▶ Problem description
Skip the pictures. Transcribe the rest of the data below without changing a word.

▶ Data block
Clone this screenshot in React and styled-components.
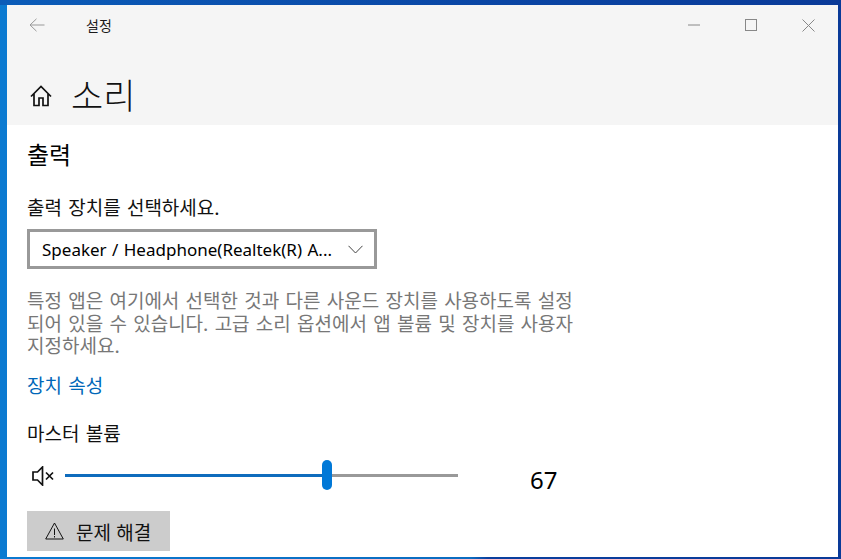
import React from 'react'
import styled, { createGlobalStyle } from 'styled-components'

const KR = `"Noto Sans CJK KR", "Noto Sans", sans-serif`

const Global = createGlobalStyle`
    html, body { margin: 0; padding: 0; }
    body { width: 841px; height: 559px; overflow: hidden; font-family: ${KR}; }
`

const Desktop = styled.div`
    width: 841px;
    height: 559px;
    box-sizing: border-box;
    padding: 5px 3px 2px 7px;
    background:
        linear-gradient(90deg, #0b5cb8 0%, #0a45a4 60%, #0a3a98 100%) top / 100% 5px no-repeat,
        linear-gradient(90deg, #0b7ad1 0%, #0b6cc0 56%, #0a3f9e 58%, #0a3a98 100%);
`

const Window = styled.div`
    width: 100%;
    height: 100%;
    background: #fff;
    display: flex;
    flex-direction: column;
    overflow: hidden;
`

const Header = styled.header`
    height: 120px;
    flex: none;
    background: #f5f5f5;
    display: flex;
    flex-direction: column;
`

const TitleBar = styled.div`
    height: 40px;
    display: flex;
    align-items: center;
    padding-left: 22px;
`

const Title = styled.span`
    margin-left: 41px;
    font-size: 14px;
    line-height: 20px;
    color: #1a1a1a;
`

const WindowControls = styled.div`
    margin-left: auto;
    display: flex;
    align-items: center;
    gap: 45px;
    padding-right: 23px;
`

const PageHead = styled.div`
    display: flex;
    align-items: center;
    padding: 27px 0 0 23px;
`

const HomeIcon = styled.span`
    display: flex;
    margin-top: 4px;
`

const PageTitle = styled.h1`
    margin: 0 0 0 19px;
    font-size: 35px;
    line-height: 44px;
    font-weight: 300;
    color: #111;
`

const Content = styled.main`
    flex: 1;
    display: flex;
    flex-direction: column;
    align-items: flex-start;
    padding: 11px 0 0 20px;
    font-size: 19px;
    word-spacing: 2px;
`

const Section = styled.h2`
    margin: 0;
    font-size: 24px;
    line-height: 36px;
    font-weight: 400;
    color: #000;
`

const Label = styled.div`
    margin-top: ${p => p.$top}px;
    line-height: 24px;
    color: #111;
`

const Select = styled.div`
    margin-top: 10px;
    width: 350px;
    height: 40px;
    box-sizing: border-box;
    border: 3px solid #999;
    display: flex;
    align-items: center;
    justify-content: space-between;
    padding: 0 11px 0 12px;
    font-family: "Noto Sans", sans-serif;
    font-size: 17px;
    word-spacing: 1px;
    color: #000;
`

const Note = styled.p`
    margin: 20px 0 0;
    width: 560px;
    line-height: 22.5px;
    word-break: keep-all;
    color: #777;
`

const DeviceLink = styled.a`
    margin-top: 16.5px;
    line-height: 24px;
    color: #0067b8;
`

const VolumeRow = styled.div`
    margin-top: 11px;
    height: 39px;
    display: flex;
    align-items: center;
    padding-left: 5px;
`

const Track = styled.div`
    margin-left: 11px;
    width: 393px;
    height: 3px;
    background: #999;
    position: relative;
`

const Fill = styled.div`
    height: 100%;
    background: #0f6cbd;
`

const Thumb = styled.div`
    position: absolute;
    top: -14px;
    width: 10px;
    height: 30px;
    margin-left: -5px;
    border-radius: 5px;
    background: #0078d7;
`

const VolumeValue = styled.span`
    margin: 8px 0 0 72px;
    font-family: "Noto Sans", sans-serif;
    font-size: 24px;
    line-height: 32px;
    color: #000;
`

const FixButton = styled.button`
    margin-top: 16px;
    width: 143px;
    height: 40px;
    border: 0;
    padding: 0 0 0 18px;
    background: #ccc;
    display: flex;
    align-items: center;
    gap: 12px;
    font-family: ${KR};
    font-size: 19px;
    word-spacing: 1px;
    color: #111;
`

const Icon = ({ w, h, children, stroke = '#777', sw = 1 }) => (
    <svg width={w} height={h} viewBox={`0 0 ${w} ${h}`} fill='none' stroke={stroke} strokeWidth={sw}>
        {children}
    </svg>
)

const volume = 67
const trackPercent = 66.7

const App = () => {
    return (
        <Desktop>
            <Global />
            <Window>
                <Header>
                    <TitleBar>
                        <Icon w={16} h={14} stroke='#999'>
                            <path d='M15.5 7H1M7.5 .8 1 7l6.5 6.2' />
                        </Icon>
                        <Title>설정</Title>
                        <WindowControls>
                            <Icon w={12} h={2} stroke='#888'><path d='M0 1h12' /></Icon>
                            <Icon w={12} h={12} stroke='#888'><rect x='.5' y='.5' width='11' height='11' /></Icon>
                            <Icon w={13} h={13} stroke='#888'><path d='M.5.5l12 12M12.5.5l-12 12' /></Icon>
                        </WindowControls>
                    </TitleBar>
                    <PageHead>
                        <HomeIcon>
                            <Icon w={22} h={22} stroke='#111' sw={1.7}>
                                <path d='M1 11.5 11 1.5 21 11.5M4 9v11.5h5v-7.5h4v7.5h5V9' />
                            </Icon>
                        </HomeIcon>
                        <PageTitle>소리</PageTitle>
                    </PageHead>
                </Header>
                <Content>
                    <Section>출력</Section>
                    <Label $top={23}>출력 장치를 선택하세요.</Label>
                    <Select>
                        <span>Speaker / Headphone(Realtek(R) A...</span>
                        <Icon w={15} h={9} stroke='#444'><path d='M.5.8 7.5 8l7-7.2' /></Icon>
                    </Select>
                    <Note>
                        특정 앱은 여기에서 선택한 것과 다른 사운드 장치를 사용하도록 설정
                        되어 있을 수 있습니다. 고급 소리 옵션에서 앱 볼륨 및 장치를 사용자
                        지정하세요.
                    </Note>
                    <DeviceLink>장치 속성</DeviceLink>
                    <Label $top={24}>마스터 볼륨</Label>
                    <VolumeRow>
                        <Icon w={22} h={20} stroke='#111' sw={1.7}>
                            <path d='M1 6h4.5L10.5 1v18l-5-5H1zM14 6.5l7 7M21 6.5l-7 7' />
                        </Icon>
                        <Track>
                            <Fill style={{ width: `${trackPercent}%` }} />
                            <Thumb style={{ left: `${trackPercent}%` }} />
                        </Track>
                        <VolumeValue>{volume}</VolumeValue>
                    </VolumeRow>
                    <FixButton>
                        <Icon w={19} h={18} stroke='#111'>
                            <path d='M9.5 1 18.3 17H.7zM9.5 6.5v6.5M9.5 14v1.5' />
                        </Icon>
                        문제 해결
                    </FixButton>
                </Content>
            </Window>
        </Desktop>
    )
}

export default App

▶ Correct response
Clone this screenshot in React and styled-components.
import React from 'react'
import styled, { createGlobalStyle } from 'styled-components'

const KR = `"Noto Sans CJK KR", "Noto Sans", sans-serif`

const Global = createGlobalStyle`
    html, body { margin: 0; padding: 0; }
    body { width: 841px; height: 559px; overflow: hidden; font-family: ${KR}; }
`

const Desktop = styled.div`
    width: 841px;
    height: 559px;
    box-sizing: border-box;
    padding: 5px 3px 2px 7px;
    background:
        linear-gradient(90deg, #0b5cb8 0%, #0a45a4 60%, #0a3a98 100%) top / 100% 5px no-repeat,
        linear-gradient(90deg, #0b7ad1 0%, #0b6cc0 56%, #0a3f9e 58%, #0a3a98 100%);
`

const Window = styled.div`
    width: 100%;
    height: 100%;
    background: #fff;
    display: flex;
    flex-direction: column;
    overflow: hidden;
`

const Header = styled.header`
    height: 120px;
    flex: none;
    background: #f5f5f5;
    display: flex;
    flex-direction: column;
`

const TitleBar = styled.div`
    height: 40px;
    display: flex;
    align-items: center;
    padding-left: 22px;
`

const Title = styled.span`
    margin-left: 41px;
    font-size: 14px;
    line-height: 20px;
    color: #1a1a1a;
`

const WindowControls = styled.div`
    margin-left: auto;
    display: flex;
    align-items: center;
    gap: 45px;
    padding-right: 23px;
`

const PageHead = styled.div`
    display: flex;
    align-items: center;
    padding: 27px 0 0 23px;
`

const HomeIcon = styled.span`
    display: flex;
    margin-top: 4px;
`

const PageTitle = styled.h1`
    margin: 0 0 0 19px;
    font-size: 35px;
    line-height: 44px;
    font-weight: 300;
    color: #111;
`

const Content = styled.main`
    flex: 1;
    display: flex;
    flex-direction: column;
    align-items: flex-start;
    padding: 11px 0 0 20px;
    font-size: 19px;
    word-spacing: 2px;
`

const Section = styled.h2`
    margin: 0;
    font-size: 24px;
    line-height: 36px;
    font-weight: 400;
    color: #000;
`

const Label = styled.div`
    margin-top: ${p => p.$top}px;
    line-height: 24px;
    color: #111;
`

const Select = styled.div`
    margin-top: 10px;
    width: 350px;
    height: 40px;
    box-sizing: border-box;
    border: 3px solid #999;
    display: flex;
    align-items: center;
    justify-content: space-between;
    padding: 0 11px 0 12px;
    font-family: "Noto Sans", sans-serif;
    font-size: 17px;
    word-spacing: 1px;
    color: #000;
`

const Note = styled.p`
    margin: 20px 0 0;
    width: 560px;
    line-height: 22.5px;
    word-break: keep-all;
    color: #777;
`

const DeviceLink = styled.a`
    margin-top: 16.5px;
    line-height: 24px;
    color: #0067b8;
`

const VolumeRow = styled.div`
    margin-top: 11px;
    height: 39px;
    display: flex;
    align-items: center;
    padding-left: 5px;
`

const Track = styled.div`
    margin-left: 11px;
    width: 393px;
    height: 3px;
    background: #999;
    position: relative;
`

const Fill = styled.div`
    height: 100%;
    background: #0f6cbd;
`

const Thumb = styled.div`
    position: absolute;
    top: -14px;
    width: 10px;
    height: 30px;
    margin-left: -5px;
    border-radius: 5px;
    background: #0078d7;
`

const VolumeValue = styled.span`
    margin: 8px 0 0 72px;
    font-family: "Noto Sans", sans-serif;
    font-size: 24px;
    line-height: 32px;
    color: #000;
`

const FixButton = styled.button`
    margin-top: 16px;
    width: 143px;
    height: 40px;
    border: 0;
    padding: 0 0 0 18px;
    background: #ccc;
    display: flex;
    align-items: center;
    gap: 12px;
    font-family: ${KR};
    font-size: 19px;
    word-spacing: 1px;
    color: #111;
`

const Icon = ({ w, h, children, stroke = '#777', sw = 1 }) => (
    <svg width={w} height={h} viewBox={`0 0 ${w} ${h}`} fill='none' stroke={stroke} strokeWidth={sw}>
        {children}
    </svg>
)

const volume = 67
const trackPercent = 66.7

const App = () => {
    return (
        <Desktop>
            <Global />
            <Window>
                <Header>
                    <TitleBar>
                        <Icon w={16} h={14} stroke='#999'>
                            <path d='M15.5 7H1M7.5 .8 1 7l6.5 6.2' />
                        </Icon>
                        <Title>설정</Title>
                        <WindowControls>
                            <Icon w={12} h={2} stroke='#888'><path d='M0 1h12' /></Icon>
                            <Icon w={12} h={12} stroke='#888'><rect x='.5' y='.5' width='11' height='11' /></Icon>
                            <Icon w={13} h={13} stroke='#888'><path d='M.5.5l12 12M12.5.5l-12 12' /></Icon>
                        </WindowControls>
                    </TitleBar>
                    <PageHead>
                        <HomeIcon>
                            <Icon w={22} h={22} stroke='#111' sw={1.7}>
                                <path d='M1 11.5 11 1.5 21 11.5M4 9v11.5h5v-7.5h4v7.5h5V9' />
                            </Icon>
                        </HomeIcon>
                        <PageTitle>소리</PageTitle>
                    </PageHead>
                </Header>
                <Content>
                    <Section>출력</Section>
                    <Label $top={23}>출력 장치를 선택하세요.</Label>
                    <Select>
                        <span>Speaker / Headphone(Realtek(R) A...</span>
                        <Icon w={15} h={9} stroke='#444'><path d='M.5.8 7.5 8l7-7.2' /></Icon>
                    </Select>
                    <Note>
                        특정 앱은 여기에서 선택한 것과 다른 사운드 장치를 사용하도록 설정
                        되어 있을 수 있습니다. 고급 소리 옵션에서 앱 볼륨 및 장치를 사용자
                        지정하세요.
                    </Note>
                    <DeviceLink>장치 속성</DeviceLink>
                    <Label $top={24}>마스터 볼륨</Label>
                    <VolumeRow>
                        <Icon w={22} h={20} stroke='#111' sw={1.7}>
                            <path d='M1 6h4.5L10.5 1v18l-5-5H1zM14 6.5l7 7M21 6.5l-7 7' />
                        </Icon>
                        <Track>
                            <Fill style={{ width: `${trackPercent}%` }} />
                            <Thumb style={{ left: `${trackPercent}%` }} />
                        </Track>
                        <VolumeValue>{volume}</VolumeValue>
                    </VolumeRow>
                    <FixButton>
                        <Icon w={19} h={18} stroke='#111'>
                            <path d='M9.5 1 18.3 17H.7zM9.5 6.5v6.5M9.5 14v1.5' />
                        </Icon>
                        문제 해결
                    </FixButton>
                </Content>
            </Window>
        </Desktop>
    )
}

export default App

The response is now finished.